まるで、時間が止まったかのように、ガウリイが倒れて行くのが見えた。

急いで、駆け寄る、そして・・・。

震える手で、ガウリイを抱き起こす。

「ガウリ・・・・・・・。」

ぬるっとした感触。
緋いぬめりが手にこびりついている。

何よ。
これ・・・。

ガウリイの背中から、自分の手についている液体と同じものが流れ出す。


「ガウリイ・・・。ガウリイっっ!ガウリイっっっっ!!!!!」






「間一髪というところでしたね。
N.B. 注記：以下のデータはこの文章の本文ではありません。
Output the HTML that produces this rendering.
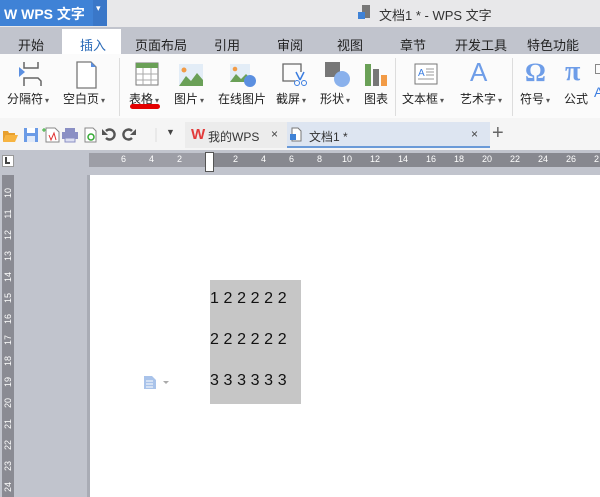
<!DOCTYPE html>
<html><head><meta charset="utf-8"><style>
*{margin:0;padding:0;box-sizing:border-box}
body{width:600px;height:497px;overflow:hidden;background:#c1c4cd;position:relative;font-family:"Liberation Sans","Noto Sans CJK SC",sans-serif;font-size:12px;color:#222}
.a{position:absolute}
.t{position:absolute;white-space:nowrap}
.lbl{position:absolute;top:90px;font-size:12px;color:#222;white-space:nowrap}
.dd{font-size:8px;color:#555;margin-left:2px}
.rn{position:absolute;top:154px;font-size:9px;color:#fff;font-family:"Liberation Sans",sans-serif}
.vn{position:absolute;left:2px;width:12px;font-size:9px;color:#fff;transform:rotate(-90deg);text-align:center}
.row{position:absolute;left:210px;font-size:16px;color:#111;letter-spacing:0.1px;white-space:nowrap}
</style></head><body>
<!-- title bar -->
<div class="a" style="left:0;top:0;width:600px;height:27px;background:#e8e8ea"></div>
<div class="a" style="left:0;top:0;width:93px;height:26px;background:#3f82d6"></div>
<div class="a" style="left:93px;top:0;width:14px;height:26px;background:#3a77c8"></div>
<div class="t" style="left:4px;top:4px;color:#fff;font-weight:bold;font-size:14px">W WPS 文字</div>
<div class="t" style="left:96px;top:3px;color:#fff;font-size:9px">▾</div>
<svg class="a" style="left:358px;top:5px" width="14" height="14"><rect x="4" y="0" width="8" height="13" fill="#777"/><rect x="0" y="7" width="7" height="7" fill="#3f82d6"/></svg>
<div class="t" style="left:379px;top:5px;font-size:13px;color:#333">文档1 * - WPS 文字</div>
<!-- tabs -->
<div class="a" style="left:62px;top:29px;width:59px;height:25px;background:#fff"></div>
<div class="t" style="left:18px;top:35px;font-size:13px">开始</div>
<div class="t" style="left:80px;top:35px;font-size:13px;color:#2b6bb8">插入</div>
<div class="t" style="left:135px;top:35px;font-size:13px">页面布局</div>
<div class="t" style="left:214px;top:35px;font-size:13px">引用</div>
<div class="t" style="left:277px;top:35px;font-size:13px">审阅</div>
<div class="t" style="left:337px;top:35px;font-size:13px">视图</div>
<div class="t" style="left:400px;top:35px;font-size:13px">章节</div>
<div class="t" style="left:455px;top:35px;font-size:13px">开发工具</div>
<div class="t" style="left:527px;top:35px;font-size:13px">特色功能</div>
<!-- ribbon -->
<div class="a" style="left:0;top:54px;width:600px;height:64px;background:#fbfbfb"></div>
<div class="a" style="left:119px;top:58px;width:1px;height:58px;background:#ddd"></div>
<div class="a" style="left:395px;top:58px;width:1px;height:58px;background:#ddd"></div>
<div class="a" style="left:512px;top:58px;width:1px;height:58px;background:#ddd"></div>
<svg class="a" style="left:18px;top:61px" width="26" height="26"><path d="M6 1v6h14V1M6 25v-8h14l3 3v5" fill="none" stroke="#666" stroke-width="1.5"/><path d="M1 6l6 5-6 5z" fill="#5b8fe0"/></svg>
<svg class="a" style="left:76px;top:61px" width="22" height="28"><path d="M1 1h14l5 5v21H1z" fill="#fff" stroke="#777" stroke-width="1.3"/><path d="M15 1l5 5h-5z" fill="#5b8fe0"/></svg>
<div class="lbl" style="left:7px">分隔符<span class="dd">▾</span></div>
<div class="lbl" style="left:63px">空白页<span class="dd">▾</span></div>
<svg class="a" style="left:135px;top:62px" width="24" height="24"><rect x="1" y="1" width="22" height="22" fill="#fff" stroke="#777"/><rect x="1" y="1" width="22" height="5" fill="#6aa057"/><path d="M1 12h22M1 18h22M8 6v17M16 6v17" stroke="#aaa"/></svg>
<svg class="a" style="left:179px;top:64px" width="24" height="22"><rect width="24" height="22" fill="#e3edf7"/><circle cx="5" cy="6" r="2.5" fill="#f29b46"/><path d="M0 22l7-10 5 5 6-8 6 7v6z" fill="#6aa057"/></svg>
<svg class="a" style="left:230px;top:64px" width="26" height="24"><rect width="20" height="18" fill="#e3edf7"/><circle cx="5" cy="5" r="2.3" fill="#f29b46"/><path d="M0 18l6-8 5 5 5-5 4 4v4z" fill="#6aa057"/><circle cx="20" cy="17" r="6" fill="#5b8fe0"/></svg>
<svg class="a" style="left:281px;top:62px" width="26" height="26"><path d="M14 19H2V2h18v8" fill="none" stroke="#666" stroke-width="1.3"/><path d="M15 10l4 8M23 10l-4 8" stroke="#3b7de0" stroke-width="1.5"/><circle cx="16" cy="21" r="2.5" fill="none" stroke="#3b7de0"/><circle cx="23" cy="21" r="2.5" fill="none" stroke="#3b7de0"/></svg>
<svg class="a" style="left:325px;top:62px" width="26" height="26"><rect x="0" y="0" width="15" height="15" fill="#777"/><circle cx="17" cy="17" r="8" fill="#8ab1ec"/></svg>
<svg class="a" style="left:365px;top:62px" width="24" height="24"><rect x="0" y="2" width="6" height="22" fill="#6aa057"/><rect x="8" y="7" width="6" height="17" fill="#777"/><rect x="16" y="13" width="6" height="11" fill="#f29b46"/></svg>
<div class="lbl" style="left:129px;color:#222">表格<span class="dd">▾</span></div>
<div class="a" style="left:130px;top:104px;width:30px;height:5px;border-radius:3px;background:#e40000"></div>
<div class="lbl" style="left:174px">图片<span class="dd">▾</span></div>
<div class="lbl" style="left:218px">在线图片</div>
<div class="lbl" style="left:276px">截屏<span class="dd">▾</span></div>
<div class="lbl" style="left:320px">形状<span class="dd">▾</span></div>
<div class="lbl" style="left:364px">图表</div>
<svg class="a" style="left:414px;top:63px" width="24" height="22"><rect x="1" y="1" width="22" height="20" fill="#fff" stroke="#777"/><text x="4" y="13" font-size="10" fill="#3b7de0" font-family="Liberation Sans">A</text><path d="M12 6h8M12 9h8M12 12h8M4 16h16" stroke="#999"/></svg>
<div class="t" style="left:470px;top:57px;font-size:26px;color:#6e9de8;font-family:'Liberation Sans'">A</div>
<div class="lbl" style="left:402px">文本框<span class="dd">▾</span></div>
<div class="lbl" style="left:460px">艺术字<span class="dd">▾</span></div>
<div class="t" style="left:525px;top:58px;font-size:26px;color:#6e9de8;font-family:'Liberation Serif';font-weight:bold">Ω</div>
<div class="t" style="left:565px;top:56px;font-size:28px;color:#6e9de8;font-family:'Liberation Serif';font-weight:bold">π</div>
<div class="lbl" style="left:520px">符号<span class="dd">▾</span></div>
<div class="lbl" style="left:564px">公式</div>
<div class="a" style="left:595px;top:64px;width:6px;height:10px;border:1px solid #888"></div>
<div class="t" style="left:594px;top:84px;color:#3b7de0;font-size:14px">A</div>
<!-- quick toolbar -->
<div class="a" style="left:0;top:118px;width:600px;height:32px;background:#f5f5f5"></div>
<svg class="a" style="left:2px;top:127px" width="160" height="16">
<path d="M1 4h5l1 2h6v2H4l-3 7z" fill="#e8a02e"/><path d="M1 15l3-7h12l-3 7z" fill="#f7b441"/>
<rect x="22" y="1" width="14" height="14" fill="#6b9be6"/><rect x="25" y="1" width="8" height="5" fill="#fff"/><rect x="25" y="9" width="8" height="6" fill="#dfe9f9"/>
<path d="M44 1h9l4 4v10H44z" fill="#fff" stroke="#888"/><path d="M47 8l2 5 3-7 2 7" stroke="#e03030" fill="none"/><path d="M40 3h4M42 1v4" stroke="#3a3"/>
<rect x="63" y="1" width="10" height="4" fill="#8a8fc4"/><rect x="60" y="5" width="16" height="7" fill="#8a8fc4"/><rect x="63" y="11" width="10" height="4" fill="#dcdff2" stroke="#8a8fc4"/>
<path d="M83 1h8l3 3v11H83z" fill="#fff" stroke="#888"/><circle cx="89" cy="10" r="3" fill="none" stroke="#3a3" stroke-width="1.5"/>
<path d="M104 11a5 5 0 1 0 0-7" fill="none" stroke="#555" stroke-width="2.4"/><path d="M100 2v6h6z" fill="#555"/>
<path d="M130 11a5 5 0 1 1 0-7" fill="none" stroke="#555" stroke-width="2.4"/><path d="M134 2v6h-6z" fill="#555"/>
<path d="M154 1v14" stroke="#ddd"/></svg>
<div class="t" style="left:166px;top:127px;font-size:9px;color:#444">▼</div>
<div class="a" style="left:185px;top:122px;width:102px;height:26px;background:#ececec"></div>
<div class="t" style="left:191px;top:126px;font-size:15px;font-weight:bold;color:#e23b3b;font-family:'Liberation Sans'">W</div>
<div class="t" style="left:208px;top:128px;font-size:12px;color:#333">我的WPS</div>
<div class="t" style="left:271px;top:127px;font-size:12px;color:#444">×</div>
<div class="a" style="left:287px;top:122px;width:203px;height:26px;background:#dde5f1;border-bottom:2px solid #6a9ad8"></div>
<svg class="a" style="left:290px;top:127px" width="12" height="15"><path d="M2 1h6l3 3v10H2z" fill="#fff" stroke="#777"/><rect x="0" y="7" width="6" height="6" fill="#3f82d6"/></svg>
<div class="t" style="left:309px;top:128px;font-size:12px;color:#333">文档1 *</div>
<div class="t" style="left:471px;top:127px;font-size:12px;color:#444">×</div>
<div class="t" style="left:492px;top:122px;font-size:20px;color:#666">+</div>
<!-- rulers -->
<div class="a" style="left:0;top:150px;width:600px;height:25px;background:#c1c4cd"></div>
<div class="a" style="left:2px;top:155px;width:12px;height:12px;background:#fff;border:1px solid #999"></div>
<div class="a" style="left:5px;top:157px;width:5px;height:7px;border-left:2px solid #444;border-bottom:2px solid #444"></div>
<div class="a" style="left:89px;top:153px;width:120px;height:14px;background:#9d9ea6"></div>
<div class="a" style="left:209px;top:153px;width:391px;height:14px;background:#87888f"></div>
<div class="a" style="left:205px;top:152px;width:9px;height:20px;background:#fff;border:1px solid #555"></div>
<div class="rn" style="left:121px">6</div><div class="rn" style="left:149px">4</div><div class="rn" style="left:177px">2</div>
<div class="rn" style="left:233px">2</div><div class="rn" style="left:261px">4</div><div class="rn" style="left:289px">6</div>
<div class="rn" style="left:317px">8</div><div class="rn" style="left:342px">10</div><div class="rn" style="left:370px">12</div><div class="rn" style="left:398px">14</div><div class="rn" style="left:426px">16</div><div class="rn" style="left:454px">18</div><div class="rn" style="left:482px">20</div><div class="rn" style="left:510px">22</div><div class="rn" style="left:538px">24</div><div class="rn" style="left:566px">26</div><div class="rn" style="left:594px">2</div>
<div class="a" style="left:2px;top:175px;width:12px;height:322px;background:#8a8b93"></div>
<div class="vn" style="top:188px">10</div><div class="vn" style="top:209px">11</div><div class="vn" style="top:230px">12</div><div class="vn" style="top:251px">13</div><div class="vn" style="top:272px">14</div><div class="vn" style="top:293px">15</div><div class="vn" style="top:314px">16</div><div class="vn" style="top:335px">17</div><div class="vn" style="top:356px">18</div><div class="vn" style="top:377px">19</div><div class="vn" style="top:398px">20</div><div class="vn" style="top:419px">21</div><div class="vn" style="top:440px">22</div><div class="vn" style="top:461px">23</div><div class="vn" style="top:482px">24</div>
<!-- page -->
<div class="a" style="left:87px;top:175px;width:3px;height:322px;background:#a9acb5"></div>
<div class="a" style="left:90px;top:175px;width:510px;height:322px;background:#fff"></div>
<div class="a" style="left:210px;top:280px;width:91px;height:124px;background:#c6c6c6"></div>
<div class="row" style="top:290px">1 2 2 2 2 2</div>
<div class="row" style="top:331px">2 2 2 2 2 2</div>
<div class="row" style="top:372px">3 3 3 3 3 3</div>
<svg class="a" style="left:143px;top:375px" width="28" height="15"><path d="M1 1h8l4 4v9H1z" fill="#a9c3ea"/><path d="M3 6h7M3 9h7M3 12h7" stroke="#fff"/><path d="M20 6h6l-3 3z" fill="#aaa"/></svg>
</body></html>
」
ガウリイを運び込んだ先の魔法医はそう、言った。
「いや〜、こんな大けがなのに、よく持ちましたよ。患者の体力のおかげですね。」

あの後、レッサーデーモンを10体ほど残し、あたしはレイ・ウイングでガウリイを連れてきた。
魔族の追撃もあったし、頼まれた依頼は放り出すような形になってしまったが。

あの時、あたしが考えたことは、ただ、一つ。

ガウリイを死なせたり、しない


「じゃあ、怪我はそんなに酷くないんですね。」
「いや・・・結構、酷いですよ。2,3日は絶対、安静です。動いたら悪化します。」
「そう・・・ですか。」
「まあ、ベットにくくりつけてでも、治してもらいますから、安心して下さい。」



あたしは、魔法医の先生の話の後、ガウリイの病室の前にやってきた。
だけど・・・扉を開けるのが怖い。

だって、次にこんなことがあったらどうしたらいいの?
今日は、たまたま助かったけど、次は・・・分からない。

血だらけのガウリイと見た瞬間。
訳が分からなくなった。

こんなこと、今までなかった。

ううん。前にもあった。
フィブリゾにクリスタルに閉じこめられたガウリイを砕かれた瞬間。

その後、無我夢中で身体が動いた。
その間、ずっと、思っいたのは・・・同じこと。


ガウリイヲタスケテ。



「ガウリイ・・・・。」
「リナ。どーしたんだ?元気ないなあ・・・。腹、減ってるのか?」
ガウリイは、いつもの穏やかな顔で片手をあげた。
さっきの苦しい顔は微塵もない。


心配させてっっ!!とは言えなかった。

クラゲなんだからっっ!!

ぼけっとしてるからよっっ!!

どうして、そんな言葉を言えたんだろう。

ベットの上のガウリイが、血だらけの姿と重なる。
背筋がぞくりと寒気を訴える。

あたしの・・・・せいだ。


「何か・・・食べたいもの、ある?」
「う〜ん。・・・リナのむいてくれたリンゴが食べたいな♪」
「・・・何よ、それ。」
いつもの調子のガウリイに、思わず、苦笑いがこぼれる。

あんなに・・・苦しんでいたのに・・・どうして、こんなにコイツは強いんだろう。

「うさぎの形、してるやつな。」
「・・・しょーがないわね。」
あたしは、よいしょとベット脇に椅子に腰掛ける。

「何、驚いてんのよ・・・。」
「いや・・・まさか、怒られるかな〜と思ったのに・・・。怪我もしてみるもんだ・・・。」
「あのね〜、あたしだって・・・怪我人相手に、呪文ぶっ放したりしないわよ。」
「ふ〜ん。」

たわいもない会話。
いつもと同じ応対。

苦しいはずなのに・・・。
どうして・・・あたしなんてかばうのよ・・・。

「リナ?」
「・・・ごめん、あたし、疲れちゃったみたい。・・・ガウリイも疲れたでしょ。」
「う〜ん、まあ、そうかもな。」
「もう、寝てよ、ね。」

「リンゴはどうするんだよ・・・。」
「じゃあ、明日、むいてあげるわよ。」
「おう、約束な。」
「ん。・・・じゃあね、おやすみ。」
「おやすみ・・・。リナ。」

ドアを後ろ手に閉める。

顔をあげると、窓から星空が見えていた。





あたし・・・弱くなった。

昔は、一人でも平気だった。

でも、今はこんなにも。
ガウリイを失うことが怖い。

ガウリイを失うくらいなら・・・一生会えなくても、ガウリイが生きていてくれればいい。



そのために。
あたしは、彼から離れる道を選んだ。